_Exercise:_ Which lines hold the string "this"? Copy every one of them.

──────── Records provided

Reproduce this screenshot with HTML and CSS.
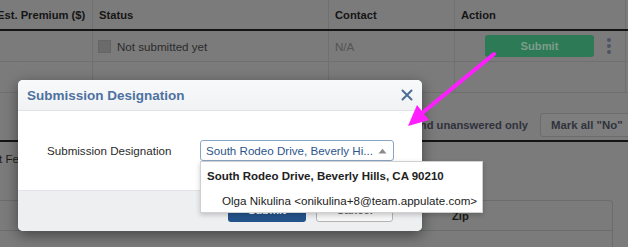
FILE: index.html
```html
<!DOCTYPE html>
<html>
<head>
<meta charset="utf-8">
<link rel="stylesheet" href="styles.css">
</head>
<body>
<div class="page">
  <div class="table">
    <div class="row head">
      <div class="cell c1">Est. Premium ($)</div>
      <div class="cell">Status</div>
      <div class="cell">Contact</div>
      <div class="cell">Action</div>
      <div class="cell"></div>
    </div>
    <div class="row">
      <div class="cell c1"></div>
      <div class="cell status"><span class="check"></span>Not submitted yet</div>
      <div class="cell na">N/A</div>
      <div class="cell action"><span class="green-btn">Submit</span><span class="kebab"><i></i><i></i><i></i></span></div>
      <div class="cell"></div>
    </div>
    <div class="row">
      <div class="cell c1"></div>
      <div class="cell"></div>
      <div class="cell"></div>
      <div class="cell"></div>
      <div class="cell"></div>
    </div>
  </div>

  <div class="toolbar">
    <span class="filter">Show answered and unanswered only</span>
    <span class="mark-btn">Mark all "No"</span>
  </div>

  <div class="lower">
    <div class="fees">t Fees</div>
    <div class="panel">
      <div class="panel-head"><span class="zip">Zip</span></div>
      <div class="panel-row"></div>
    </div>
  </div>

  <div class="modal">
    <div class="modal-head">
      <span class="modal-title">Submission Designation</span>
      <svg class="close" width="12" height="12" viewBox="0 0 12 12"><path d="M1.5 1.5 L10.5 10.5 M10.5 1.5 L1.5 10.5" stroke="#4c6d96" stroke-width="2" stroke-linecap="round"/></svg>
    </div>
    <div class="modal-body">
      <span class="label">Submission Designation</span>
      <div class="select">
        <span class="select-text">South Rodeo Drive, Beverly Hi...</span>
        <svg class="caret" width="9" height="6" viewBox="0 0 9 6"><path d="M0.5 5.5 L4.5 0.8 L8.5 5.5 Z" fill="#8a8a8a"/></svg>
      </div>
    </div>
    <div class="modal-foot">
      <span class="btn primary">Submit</span>
      <span class="btn secondary">Cancel</span>
    </div>
    <div class="dropdown">
      <div class="opt group">South Rodeo Drive, Beverly Hills, CA 90210</div>
      <div class="opt item">Olga Nikulina &lt;onikulina+8@team.appulate.com&gt;</div>
    </div>
  </div>

  <svg class="arrow" width="628" height="247" viewBox="0 0 628 247">
    <line x1="494" y1="54" x2="421" y2="114" stroke="#ff1eff" stroke-width="4" stroke-linecap="round"/>
    <polygon points="408,126 417,105 429,120" fill="#ff1eff"/>
  </svg>
</div>
</body>
</html>
```

FILE: styles.css
```css
* { box-sizing: border-box; }
html, body { margin: 0; padding: 0; }
body {
  font-family: "Liberation Sans", Arial, sans-serif;
  font-size: 12px;
  background: #7b7b7b;
}
.page {
  position: relative;
  width: 628px;
  height: 247px;
  overflow: hidden;
  background: #7b7b7b;
  color: #1e1e1e;
  white-space: nowrap;
}

/* background table */
.table { margin-left: -3px; width: 660px; }
.row {
  display: grid;
  grid-template-columns: 95px 236px 126px 171px 1fr;
  height: 31px;
  border-bottom: 1px solid #707070;
}
.row.head {
  height: 31px;
  border-bottom: 2px solid #141414;
  font-weight: bold;
  font-size: 11.2px;
  color: #151515;
}
.cell {
  display: flex;
  align-items: center;
  padding-left: 6px;
  border-left: 1px solid #707070;
  overflow: hidden;
}
.cell.c1 { border-left: none; padding-left: 0; }
.status { color: #2b2b2b; font-size: 11.6px; }
.check {
  width: 13px; height: 13px;
  background: #6b6b6b;
  border: 1px solid #656565;
  margin-right: 6px;
  margin-left: -1px;
  flex: none;
}
.na { color: #545454; font-size: 11.6px; }
.action { padding-left: 30px; overflow: visible; }
.green-btn {
  width: 109px; height: 22px;
  background: #2c7a56;
  border-radius: 3px;
  color: #7e9d8b;
  font-weight: bold;
  font-size: 11.2px;
  display: flex; align-items: center; justify-content: center;
  flex: none;
}
.kebab {
  display: flex; flex-direction: column; gap: 2px;
  margin-left: 13px;
}
.kebab i {
  display: block; width: 4px; height: 4px; border-radius: 50%;
  background: #4d5465;
}

/* toolbar */
.toolbar {
  display: flex;
  justify-content: flex-end;
  align-items: center;
  height: 49px;
  padding-top: 20px;
  padding-bottom: 4px;
  margin-right: -20px;
  border-bottom: 2px solid #141414;
}
.filter { font-weight: bold; color: #2f323b; font-size: 11.2px; margin-right: 12px; }
.mark-btn {
  height: 24px;
  width: 108px;
  border: 1px solid #6c6c6c;
  border-radius: 3px;
  background: #7e7e7e;
  color: #30333c;
  font-weight: bold;
  font-size: 11.4px;
  display: flex; align-items: center;
  padding-left: 10px;
  flex: none;
}

/* lower */
.lower { position: relative; }
.fees { font-size: 11.6px; color: #1e1e1e; margin-left: -1px; height: 58px; padding-top: 10px; }
.panel {
  width: 623px;
  margin-left: -10px;
  border: 1px solid #6c6c6c;
  border-radius: 4px 4px 0 0;
  border-bottom: none;
}
.panel-head {
  height: 30px;
  border-bottom: 1px solid #6c6c6c;
  display: flex; align-items: center;
  padding-left: 461px;
}
.zip { font-weight: bold; color: #1a1a1a; font-size: 11.2px; }
.panel-row { height: 20px; }

/* modal */
.modal {
  position: absolute;
  left: 18px; top: 80px;
  width: 404px; height: 151px;
  background: #fff;
  border-radius: 5px;
  box-shadow: 0 4px 14px rgba(0,0,0,0.45);
  display: flex; flex-direction: column;
}
.modal-head {
  height: 31px;
  background: linear-gradient(#f8f9fa, #f1f2f4);
  border-bottom: 1px solid #dfe4ea;
  border-radius: 5px 5px 0 0;
  display: flex; align-items: center; justify-content: space-between;
  padding: 0 9px 0 9px;
}
.modal-title { font-weight: bold; font-size: 13.5px; color: #4d71a0; }
.modal-body {
  height: 79px;
  display: flex;
  align-items: flex-start;
  padding: 29px 0 0 29px;
}
.label { width: 153px; height: 21px; display: flex; align-items: center; color: #2a2a2a; font-size: 11.6px; flex: none; }
.select {
  width: 194px; height: 21px;
  border: 1px solid #8aa6c6;
  border-radius: 3px;
  display: flex; align-items: center; justify-content: space-between;
  padding: 0 6px 0 5px;
  color: #2d558a;
  font-size: 11.6px;
  flex: none;
}
.modal-foot {
  flex: 1;
  background: #eeeff1;
  border-top: 1px solid #e2e3e6;
  border-radius: 0 0 5px 5px;
  display: flex; justify-content: flex-end; align-items: flex-start;
  gap: 10px;
  padding: 7px 29px 0 0;
}
.btn {
  height: 24px; border-radius: 3px;
  display: flex; align-items: center; justify-content: center;
  font-weight: bold;
  font-size: 11.2px;
}
.btn.primary { width: 78px; background: #24538a; color: #fff; }
.btn.secondary { width: 77px; background: #f7f7f7; border: 1px solid #b4b4b4; color: #666; }

.dropdown {
  position: absolute;
  left: 182px; top: 81px;
  width: 283px; height: 52px;
  background: #fff;
  border: 1px solid #d0d0d0;
  box-shadow: 0 2px 5px rgba(0,0,0,0.2);
}
.opt { height: 25px; display: flex; align-items: center; color: #222; }
.opt.group { font-weight: bold; font-size: 11.5px; padding-left: 6px; padding-top: 2px; }
.opt.item { font-size: 11.6px; padding-left: 21px; padding-top: 2px; }

.arrow { position: absolute; left: 0; top: 0; pointer-events: none; }
```
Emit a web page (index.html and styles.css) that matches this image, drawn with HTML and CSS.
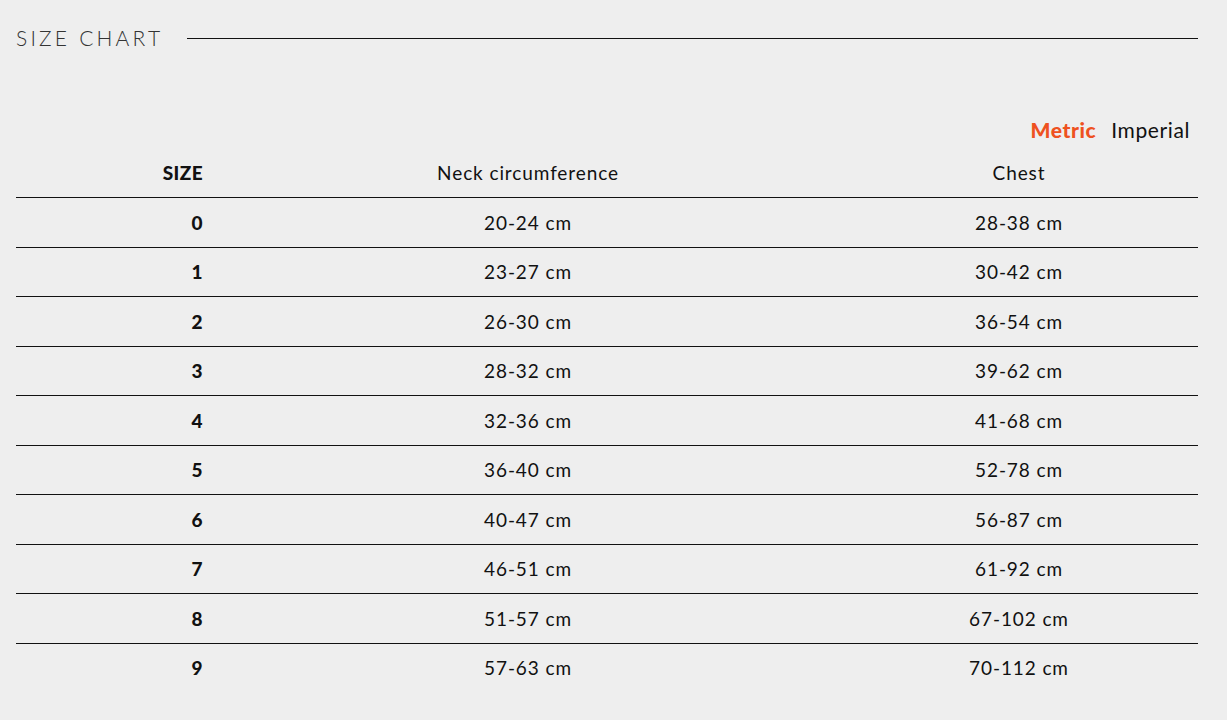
FILE: index.html
```html
<!DOCTYPE html>
<html>
<head>
<meta charset="utf-8">
<link rel="stylesheet" href="styles.css">
</head>
<body>
<div class="page">
  <div class="title-row">
    <h2 class="title">SIZE CHART</h2>
    <div class="title-line"></div>
  </div>
  <div class="units">
    <span class="unit active">Metric</span>
    <span class="unit">Imperial</span>
  </div>
  <div class="chart">
    <div class="row head">
      <div class="c size">SIZE</div>
      <div class="c">Neck circumference</div>
      <div class="c">Chest</div>
    </div>
    <div class="row"><div class="c size">0</div><div class="c">20-24 cm</div><div class="c">28-38 cm</div></div>
    <div class="row"><div class="c size">1</div><div class="c">23-27 cm</div><div class="c">30-42 cm</div></div>
    <div class="row"><div class="c size">2</div><div class="c">26-30 cm</div><div class="c">36-54 cm</div></div>
    <div class="row"><div class="c size">3</div><div class="c">28-32 cm</div><div class="c">39-62 cm</div></div>
    <div class="row"><div class="c size">4</div><div class="c">32-36 cm</div><div class="c">41-68 cm</div></div>
    <div class="row"><div class="c size">5</div><div class="c">36-40 cm</div><div class="c">52-78 cm</div></div>
    <div class="row"><div class="c size">6</div><div class="c">40-47 cm</div><div class="c">56-87 cm</div></div>
    <div class="row"><div class="c size">7</div><div class="c">46-51 cm</div><div class="c">61-92 cm</div></div>
    <div class="row"><div class="c size">8</div><div class="c">51-57 cm</div><div class="c">67-102 cm</div></div>
    <div class="row"><div class="c size">9</div><div class="c">57-63 cm</div><div class="c">70-112 cm</div></div>
  </div>
</div>
</body>
</html>
```

FILE: styles.css
```css
html, body {
  margin: 0;
  padding: 0;
  background: #eeeeee;
}
body {
  font-family: "Lato", "Liberation Sans", sans-serif;
  color: #111;
}
.page {
  padding: 26px 29px 0 16px;
}
.title-row {
  display: flex;
  align-items: center;
  height: 24px;
}
.title {
  margin: 0;
  font-size: 21px;
  font-weight: 300;
  letter-spacing: 3.2px;
  line-height: 24px;
  color: #333;
  white-space: nowrap;
}
.title-line {
  flex: 1;
  height: 1px;
  background: #111;
  margin-left: 24px;
}
.units {
  display: flex;
  justify-content: flex-end;
  gap: 15px;
  margin-top: 68px;
  padding-right: 8px;
  line-height: 24px;
  font-size: 21px;
  letter-spacing: 0.6px;
}
.unit {
  font-weight: 400;
  color: #111;
}
.unit.active {
  font-weight: 900;
  color: #ee5120;
}
.chart {
  margin-top: 6px;
}
.row {
  display: grid;
  grid-template-columns: 200px 624px 1fr;
  height: 49.5px;
  box-sizing: border-box;
  border-top: 1px solid #111;
  align-items: center;
  font-size: 19px;
  letter-spacing: 0.9px;
}
.row.head {
  border-top: none;
  height: 49px;
}
.c {
  text-align: center;
}
.c.size {
  text-align: right;
  padding-right: 13px;
  font-weight: 900;
  letter-spacing: 0.4px;
}
```
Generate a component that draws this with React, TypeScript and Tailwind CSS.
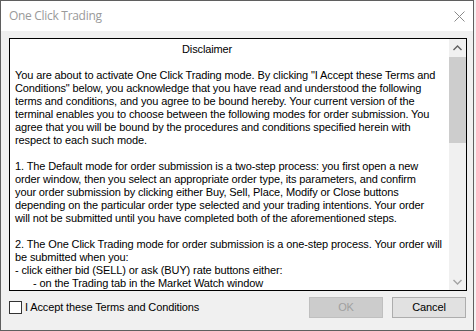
import React from "react";

const p1 = [
  'You are about to activate One Click Trading mode. By clicking "I Accept these Terms and',
  'Conditions" below, you acknowledge that you have read and understood the following',
  "terms and conditions, and you agree to be bound hereby. Your current version of the",
  "terminal enables you to choose between the following modes for order submission. You",
  "agree that you will be bound by the procedures and conditions specified herein with",
  "respect to each such mode.",
];
const p2 = [
  "1. The Default mode for order submission is a two-step process: you first open a new",
  "order window, then you select an appropriate order type, its parameters, and confirm",
  "your order submission by clicking either Buy, Sell, Place, Modify or Close buttons",
  "depending on the particular order type selected and your trading intentions. Your order",
  "will not be submitted until you have completed both of the aforementioned steps.",
];
const p3 = [
  "2. The One Click Trading mode for order submission is a one-step process. Your order will",
  "be submitted when you:",
  "- click either bid (SELL) or ask (BUY) rate buttons either:",
];

function Line({ children, className = "" }: { children?: React.ReactNode; className?: string }) {
  return <div className={"h-[13px] leading-[13px] whitespace-nowrap " + className}>{children}</div>;
}

export default function App() {
  return (
    <div className="w-[476px] h-[331px] bg-[#f3f3f3] overflow-hidden">
      <div
        className="w-[474px] h-[331px] border border-[#5f5f5f] flex flex-col bg-[#f0f0f0] tracking-[-0.12px]"
        style={{ fontFamily: '"Liberation Sans", Arial, sans-serif' }}
      >
        <div className="h-[30px] bg-white flex items-center justify-between pl-[8px] pr-[8px] shrink-0">
          <span
            className="text-[12px] text-[#9a9a9a] tracking-[-0.3px]"
            style={{ fontFamily: '"Open Sans", "Noto Sans", sans-serif' }}
          >
            One Click Trading
          </span>
          <svg width="11" height="11" viewBox="0 0 11 11">
            <path d="M0.5 0.5 L10.5 10.5 M10.5 0.5 L0.5 10.5" stroke="#8a8a8a" strokeWidth="1" />
          </svg>
        </div>
        <div className="flex-1 flex flex-col pl-[8px] pt-[7px]">
          <div className="w-[458px] h-[253px] border border-black bg-white flex">
            <div className="flex-1 overflow-hidden pl-[5px] pt-[4px] text-[11px] text-black">
              <Line className="pl-[167px]">Disclaimer</Line>
              <Line />
              {p1.map((t) => (
                <Line key={t}>{t}</Line>
              ))}
              <Line />
              {p2.map((t) => (
                <Line key={t}>{t}</Line>
              ))}
              <Line />
              {p3.map((t) => (
                <Line key={t}>{t}</Line>
              ))}
              <Line className="pl-[18px]">- on the Trading tab in the Market Watch window</Line>
            </div>
            <div className="w-[17px] bg-[#f0f0f0] flex flex-col shrink-0">
              <div className="h-[18px] flex items-center justify-center">
                <svg width="9" height="6" viewBox="0 0 9 6">
                  <path d="M0.5 5 L4.5 1 L8.5 5" stroke="#606060" strokeWidth="1.4" fill="none" />
                </svg>
              </div>
              <div className="h-[86px] bg-[#cdcdcd]" />
              <div className="flex-1" />
              <div className="h-[17px] flex items-center justify-center">
                <svg width="9" height="6" viewBox="0 0 9 6">
                  <path d="M0.5 1 L4.5 5 L8.5 1" stroke="#a3a3a3" strokeWidth="1.4" fill="none" />
                </svg>
              </div>
            </div>
          </div>
          <div className="flex items-start justify-between pr-[7px] text-[11px]">
            <label className="flex items-center mt-[10px] h-[13px]">
              <span className="w-[13px] h-[13px] border border-[#333333] bg-white shrink-0" />
              <span className="ml-[3px] leading-[13px]">I Accept these Terms and Conditions</span>
            </label>
            <div className="flex gap-[9px] mt-[6px]">
              <div className="w-[74px] h-[21px] border border-[#bfbfbf] bg-[#cccccc] text-[#a0a0a0] flex items-center justify-center">
                OK
              </div>
              <div className="w-[74px] h-[21px] border border-[#adadad] bg-[#e1e1e1] text-black flex items-center justify-center">
                Cancel
              </div>
            </div>
          </div>
        </div>
      </div>
    </div>
  );
}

────────────────

_Exercise output:_
Reproduce this screenshot with HTML and CSS.
Emit a web page (index.html and styles.css) that matches this image, drawn with HTML and CSS.
Generate a component that draws this with React, TypeScript and Tailwind CSS.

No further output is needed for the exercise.